One of this study’s key findings is that several mutational signatures linked to alcohol consumption accumulate in regions of the genome that are copied early during cell division. This connection was specifically seen in three types of cancers: esophageal, head and neck, and liver.
This finding is unexpected, the researchers noted, because mutations tend to arise in regions that are copied in the later stages of cell division, as this is where errors occur more frequently. DNA replication during early cell division is more precise, affording early-replicated genome segments greater protection from mutations. However, the researchers found that the opposite is happening when it comes to alcohol consumption-related mutational signatures.
The researchers also observed something interesting with mutational signatures tied to the antiviral activity of a set of enzymes known as APOBEC3 deaminases. They found that these mutational signatures accumulate in both early- and late-replicated regions of the genome.
“These findings are significant because a lot of essential genes live in the early-replicated regions of the genome,” said Alexandrov. “Our research shows that certain mutagenic processes are not playing by the regular rules, so they could potentially be hitting key genes and pathways that are normally protected.”
The team compiled the findings of this study in the form of an online resource. Researchers can use it to look up which topographical features are linked to which mutational signatures, and vice versa. It also shows which cancer types exhibit these connections.

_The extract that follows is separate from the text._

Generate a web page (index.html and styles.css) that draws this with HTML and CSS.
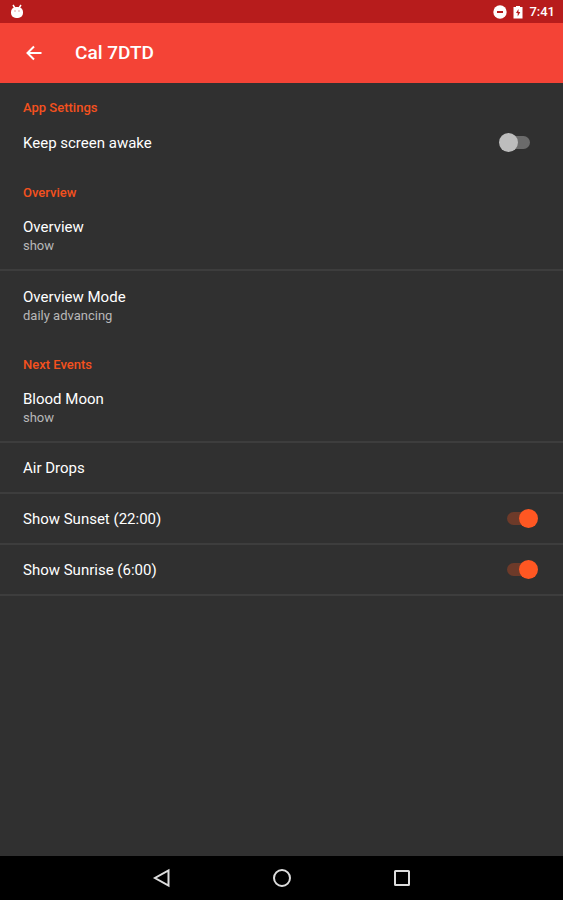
FILE: index.html
```
<!DOCTYPE html>
<html lang="en">

<head>
    <meta charset="UTF-8">
    <meta name="viewport" content="width=device-width, initial-scale=1.0">
    <title>Cal 7DTD</title>
    <link rel="stylesheet" href="styles.css">
</head>

<body>
    <div class="status-bar">
        <svg class="debug-icon" width="14" height="16" viewBox="0 0 14 16" aria-hidden="true">
            <path d="M3 1l2 3M11 1L9 4" stroke="#fff" stroke-width="1.5" />
            <rect x="1" y="3" width="12" height="11" rx="5" fill="#fff" />
            <path d="M4 7h2M8 7h2" stroke="#e3a3a3" />
        </svg>
        <div class="status-right">
            <svg width="14" height="14" viewBox="0 0 14 14" aria-hidden="true">
                <circle cx="7" cy="7" r="6.700" fill="#fff" />
                <path d="M4 7h6" stroke="#b71c1c" stroke-width="2" />
            </svg>
            <svg width="10" height="14" viewBox="0 0 10 14" aria-hidden="true">
                <path d="M3 1h4v1h2.500v11.500h-9V2H3z" fill="#fff" />
                <path d="M5.500 4L3 8h1.700v3.500L7.300 7H5.500z" fill="#b71c1c" />
            </svg>
            <span class="clock">7:41</span>
        </div>
    </div>

    <header class="app-bar">
        <button type="button" class="back" aria-label="Back">
            <svg width="16" height="16" viewBox="0 0 16 16">
                <path d="M15.500 8H2M8 1.500L1.500 8L8 14.500" fill="none" stroke="#fff" stroke-width="2" />
            </svg>
        </button>
        <h1>Cal 7DTD</h1>
    </header>

    <main>
        <section>
            <h2>App Settings</h2>
            <label class="row">
                <span class="name">Keep screen awake</span>
                <input type="checkbox" class="switch" id="awake">
            </label>
        </section>

        <section>
            <h2>Overview</h2>
            <button type="button" class="row tall line">
                <span class="name">Overview</span>
                <span class="value">show</span>
            </button>
            <button type="button" class="row tall">
                <span class="name">Overview Mode</span>
                <span class="value">daily advancing</span>
            </button>
        </section>

        <section>
            <h2>Next Events</h2>
            <button type="button" class="row tall line">
                <span class="name">Blood Moon</span>
                <span class="value">show</span>
            </button>
            <button type="button" class="row line">
                <span class="name">Air Drops</span>
            </button>
            <label class="row line">
                <span class="name">Show Sunset (22:00)</span>
                <input type="checkbox" class="switch" id="sunset" checked>
            </label>
            <label class="row line">
                <span class="name">Show Sunrise (6:00)</span>
                <input type="checkbox" class="switch" id="sunrise" checked>
            </label>
        </section>
    </main>

    <nav class="nav-bar">
        <button type="button" aria-label="Back">
            <svg width="20" height="20" viewBox="0 0 20 20">
                <path d="M16.500 2.500v15L3 10z" />
            </svg>
        </button>
        <button type="button" aria-label="Home">
            <svg width="20" height="20" viewBox="0 0 20 20">
                <circle cx="10" cy="10" r="8" />
            </svg>
        </button>
        <button type="button" aria-label="Recent apps">
            <svg width="20" height="20" viewBox="0 0 20 20">
                <rect x="3" y="3" width="14" height="14" rx="0.500" />
            </svg>
        </button>
    </nav>
</body>

</html>
```

FILE: styles.css
```
/* General Styles */
* {
    box-sizing: border-box;
}

body {
    display: flex;
    flex-direction: column;
    min-height: 100vh;
    margin: 0;
    font-family: Roboto, "Liberation Sans", sans-serif;
    background-color: #303030;
    color: #fff;
}

button {
    padding: 0;
    border: none;
    background: none;
    color: inherit;
    font-family: inherit;
    cursor: pointer;
}

svg {
    display: block;
}

/* Status Bar */
.status-bar {
    display: flex;
    align-items: center;
    justify-content: space-between;
    height: 23px;
    padding: 0 8px 0 10px;
    background-color: #b71c1c;
}

.status-right {
    display: flex;
    align-items: center;
    gap: 6px;
}

.clock {
    font-size: 13px;
    font-weight: 500;
    line-height: 16px;
}

/* App Bar */
.app-bar {
    display: flex;
    align-items: center;
    gap: 33px;
    height: 60px;
    padding: 0 26px;
    background-color: #f44336;
}

h1 {
    margin: 0;
    font-size: 19px;
    font-weight: 500;
    line-height: 24px;
}

/* Settings List */
main {
    flex: 1;
}

h2 {
    margin: 0;
    padding: 17px 23px 1px;
    font-size: 13px;
    font-weight: 500;
    line-height: 16px;
    color: #f4511e;
}

.row {
    display: flex;
    align-items: center;
    justify-content: space-between;
    width: 100%;
    min-height: 51px;
    padding: 0 25px 0 23px;
    text-align: left;
    cursor: pointer;
}

.row.tall {
    flex-direction: column;
    align-items: flex-start;
    justify-content: center;
    min-height: 69px;
}

.line {
    border-bottom: 2px solid #3d3d3d;
}

.name {
    font-size: 15px;
    line-height: 20px;
}

.value {
    font-size: 13px;
    line-height: 18px;
    color: #b8b8b8;
}

/* Switches */
.switch {
    display: grid;
    align-items: center;
    width: 39px;
    height: 19px;
    margin: 0;
    appearance: none;
    cursor: pointer;
}

.switch::before,
.switch::after {
    content: "";
    grid-area: 1 / 1;
}

.switch::before {
    justify-self: center;
    width: 23px;
    height: 13px;
    border-radius: 7px;
    background-color: #6b6b6b;
}

.switch::after {
    width: 19px;
    height: 19px;
    border-radius: 50%;
    background-color: #bdbdbd;
}

.switch:checked::before {
    background-color: #6d3a29;
}

.switch:checked::after {
    justify-self: end;
    background-color: #ff5722;
}

/* Navigation Bar */
.nav-bar {
    display: flex;
    align-items: center;
    justify-content: center;
    gap: 100px;
    height: 44px;
    background-color: #000;
}

.nav-bar svg {
    fill: none;
    stroke: #ddd;
    stroke-width: 2;
}
```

“Such a resource will be invaluable for future studies focused on understanding the role of topographical features in cancer development, evolution and treatment,” said Otlu.

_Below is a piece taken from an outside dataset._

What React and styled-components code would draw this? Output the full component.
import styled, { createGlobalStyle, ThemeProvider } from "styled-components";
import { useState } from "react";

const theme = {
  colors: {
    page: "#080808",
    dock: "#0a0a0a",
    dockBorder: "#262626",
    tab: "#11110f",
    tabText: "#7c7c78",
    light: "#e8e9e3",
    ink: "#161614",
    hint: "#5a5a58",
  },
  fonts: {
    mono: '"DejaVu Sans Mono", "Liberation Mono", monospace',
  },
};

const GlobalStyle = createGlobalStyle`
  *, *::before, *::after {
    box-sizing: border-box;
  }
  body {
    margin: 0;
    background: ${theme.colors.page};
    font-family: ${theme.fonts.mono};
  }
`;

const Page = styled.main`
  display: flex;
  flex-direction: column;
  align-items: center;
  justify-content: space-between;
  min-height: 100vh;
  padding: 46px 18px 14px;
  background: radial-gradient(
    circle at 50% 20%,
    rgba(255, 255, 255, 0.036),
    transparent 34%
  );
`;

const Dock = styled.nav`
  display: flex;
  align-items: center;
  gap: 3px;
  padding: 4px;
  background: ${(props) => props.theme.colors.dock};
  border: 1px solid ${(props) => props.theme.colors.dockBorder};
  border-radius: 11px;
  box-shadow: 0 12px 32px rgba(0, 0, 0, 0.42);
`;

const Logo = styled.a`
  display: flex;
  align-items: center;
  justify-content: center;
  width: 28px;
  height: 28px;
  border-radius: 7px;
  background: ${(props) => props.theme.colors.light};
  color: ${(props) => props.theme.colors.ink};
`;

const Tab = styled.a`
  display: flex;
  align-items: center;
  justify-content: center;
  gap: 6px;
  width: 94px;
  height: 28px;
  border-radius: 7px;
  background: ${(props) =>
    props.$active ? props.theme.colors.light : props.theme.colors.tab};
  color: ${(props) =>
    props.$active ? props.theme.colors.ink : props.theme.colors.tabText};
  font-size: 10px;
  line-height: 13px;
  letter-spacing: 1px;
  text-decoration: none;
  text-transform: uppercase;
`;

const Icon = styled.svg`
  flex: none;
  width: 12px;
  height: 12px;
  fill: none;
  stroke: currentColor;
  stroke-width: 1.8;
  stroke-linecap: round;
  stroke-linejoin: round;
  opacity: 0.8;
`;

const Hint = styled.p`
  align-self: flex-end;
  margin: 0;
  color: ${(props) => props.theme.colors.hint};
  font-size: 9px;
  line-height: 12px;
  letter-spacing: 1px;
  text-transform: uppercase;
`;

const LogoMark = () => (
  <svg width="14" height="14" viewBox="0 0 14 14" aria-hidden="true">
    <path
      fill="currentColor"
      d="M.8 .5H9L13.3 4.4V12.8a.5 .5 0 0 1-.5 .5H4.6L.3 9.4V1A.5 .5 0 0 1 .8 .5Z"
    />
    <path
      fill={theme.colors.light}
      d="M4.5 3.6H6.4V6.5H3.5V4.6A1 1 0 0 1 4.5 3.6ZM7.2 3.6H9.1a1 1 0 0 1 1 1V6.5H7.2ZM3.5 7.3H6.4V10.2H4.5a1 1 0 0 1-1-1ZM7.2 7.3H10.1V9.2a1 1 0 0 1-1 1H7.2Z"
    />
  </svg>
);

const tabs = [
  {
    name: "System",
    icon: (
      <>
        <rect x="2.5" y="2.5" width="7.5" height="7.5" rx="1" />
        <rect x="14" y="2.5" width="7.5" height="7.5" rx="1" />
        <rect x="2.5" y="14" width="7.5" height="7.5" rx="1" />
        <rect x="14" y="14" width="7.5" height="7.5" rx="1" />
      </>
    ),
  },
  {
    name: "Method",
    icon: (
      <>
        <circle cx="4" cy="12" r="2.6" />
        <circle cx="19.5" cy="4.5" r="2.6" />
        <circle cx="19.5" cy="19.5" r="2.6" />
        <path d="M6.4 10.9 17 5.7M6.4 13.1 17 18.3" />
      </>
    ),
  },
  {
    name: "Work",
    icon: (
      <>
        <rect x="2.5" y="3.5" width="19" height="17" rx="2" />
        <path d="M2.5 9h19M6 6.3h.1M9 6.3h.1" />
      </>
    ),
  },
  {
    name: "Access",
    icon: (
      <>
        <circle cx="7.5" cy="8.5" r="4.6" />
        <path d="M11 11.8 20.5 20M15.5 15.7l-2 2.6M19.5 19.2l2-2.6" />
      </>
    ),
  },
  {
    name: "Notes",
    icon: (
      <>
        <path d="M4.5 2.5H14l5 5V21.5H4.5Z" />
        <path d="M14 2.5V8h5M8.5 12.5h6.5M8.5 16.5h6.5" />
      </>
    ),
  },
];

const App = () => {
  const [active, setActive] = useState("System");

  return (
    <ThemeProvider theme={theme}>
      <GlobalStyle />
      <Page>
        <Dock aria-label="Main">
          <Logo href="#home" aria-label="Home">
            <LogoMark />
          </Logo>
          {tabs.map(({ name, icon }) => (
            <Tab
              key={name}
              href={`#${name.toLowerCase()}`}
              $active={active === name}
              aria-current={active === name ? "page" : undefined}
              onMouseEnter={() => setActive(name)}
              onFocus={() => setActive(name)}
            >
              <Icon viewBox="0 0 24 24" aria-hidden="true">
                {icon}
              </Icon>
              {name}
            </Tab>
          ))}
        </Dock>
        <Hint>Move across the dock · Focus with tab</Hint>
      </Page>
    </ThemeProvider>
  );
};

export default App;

This work is supported in part by a Cancer Research UK Grand Challenge Award (C98/A24032) and the National Institutes of Health (R01ES030993, R01ES032547 and R01CA269919).
Disclosures: Ludmil Alexandrov is a compensated consultant and has equity interest in io9, LLC and Genome Insight. His spouse is an employee of Biotheranostics, Inc. He is also an inventor of U.S. Patent 10,776,718 for source identification by non-negative matrix factorization and declares U.S. provisional applications with serial numbers: 63/366,392, 63/412,835 and 63/492,348. Alexandrov and Erik Bergstrom declare U.S. provisional applications with serial numbers 63/289,601, 63/269,033 and 63/438,237.